#### THE TASK:
In the lines below, output everything from the first line through the line containing "import React from 'react';" exactly as it is. Pictures are not part of the output.

#### DATASET EXTRACT:

————

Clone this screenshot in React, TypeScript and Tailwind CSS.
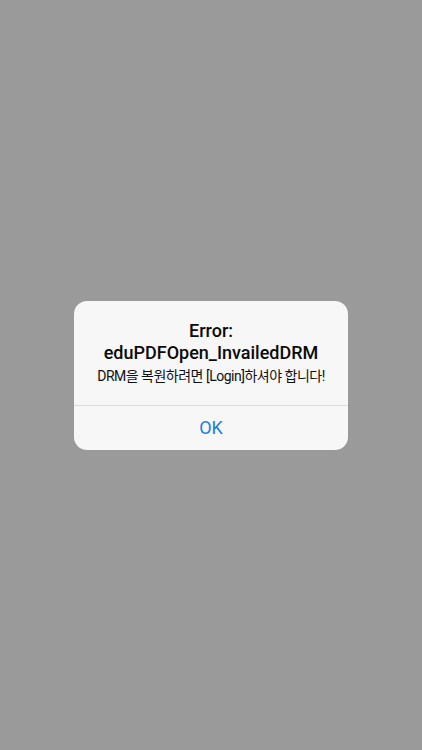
import React from 'react';

const App: React.FC = () => {
  return (
    <div
      className="flex h-[750px] w-full items-center justify-center bg-[#9a9a9a]"
      style={{ fontFamily: 'Roboto, "Noto Sans CJK KR", sans-serif' }}
    >
      {/* Alert */}
      <div className="mt-[1px] w-[274px] overflow-hidden rounded-[13px] bg-[#f7f7f7]">
        <div className="flex flex-col items-center px-2 pt-[19px] pb-[19px] text-center">
          <h1 className="text-[18px] leading-[22px] font-medium text-[#0a0a0a]">
            Error:
            <br />
            eduPDFOpen_InvailedDRM
          </h1>
          <p className="mt-[2px] whitespace-nowrap text-[14px] leading-[20px] tracking-[-0.5px] text-[#111]">
            DRM을 복원하려면 [Login]하셔야 합니다!
          </p>
        </div>
        <div className="h-px bg-[#dcdcdc]" />
        <button className="flex h-[44px] w-full items-center justify-center pb-[1px] text-[18px] text-[#1b7fe3]">
          OK
        </button>
      </div>
    </div>
  );
};

export default App;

————

#### TASK ANSWER:
Clone this screenshot in React, TypeScript and Tailwind CSS.
import React from 'react';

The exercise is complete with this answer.